The higher the profit margin incorporated into the price, the greater the attractiveness of water pricing.
This is not to say that provision of water by PWUs is free from pricing. As a subsystem of municipal and local governments, PWUs should not include a maximized profit margin in the bill, for it is a political responsibility of the (local) government to secure its citizens' access to water.
The bill can duly be considered as the people's contribution to government efforts to provide and distribute clean and safe water. So, the notion of water pricing is less pronounced.
With privatization, water tariff hikes have taken place in many countries. In terms of environmental ethics, giving a price to water as a tradable good is clearly paradoxical, while access to clean water is declared by the UN to be a human right.
Water is vital for the life of the biosphere. It can be found across the levels of living beings, from simple cells to complex ecosystems. Copious exchanges of water within the biosphere are crucial to its maintenance, especially temperature control. And, according to what is called the Gaia hypothesis (after the Greek goddess of Earth) the Earth is a single, living organism comprising, among other things, the atmosphere, oceans, the climate, land and living creatures. Since water is the most essential factor for the earth's survival it should be assigned an intrinsic value.

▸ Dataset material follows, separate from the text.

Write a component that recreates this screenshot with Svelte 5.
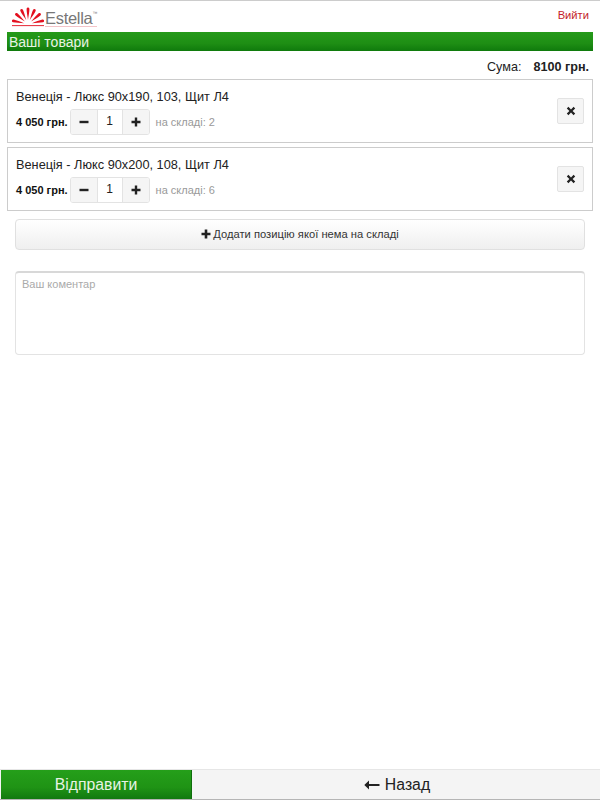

By having an intrinsic value, environmental ethic experts say, water would be valued beyond its utility. This is somehow compatible to some traditional beliefs and religions in Indonesia: Water is seen as the origin and posterity of all life, spiritual blessing, and also as a healing substance (Tony Whitten et al., Ecology of Java and Bali, 1996). Traditional communities are well-equipped with local wisdom related to water rituals, use, distribution and conservation.
Having been practiced for thousands of years this wisdom has become a social norm largely obeyed by community members. In the face of such a norm the pricing of water is incompatible.
In addition to the ethical problem, privatization of water here also tends to trigger a social justice problem. With very weak enforcement of environmental laws and regulations, various acts of pollution -- particularly by industry -- can still occur without any strict penalty be imposed.
There is thus an obvious risk of overcharging the ordinary human user for the cost of purifying polluted water. It is clearly unjust to charge an ordinary user solely based on the volume of water, without subtracting the cost component for cleaning up the contamination caused by others.
Without incorporating the "polluter pays" principle in the formula, the calculation of cost recovery would be unjust. Costs of purifying polluted water are thus borne by all users, regardless of their responsibility for contaminating it.
Despite problems of ethics and justice, water privatization in Indonesia seems unstoppable. Worse, the currently available draft of the water resources law stresses commercialization. Now is the time to seek the attention of the public, in order to prevent unnecessary privatization of PWUs in their cities and towns.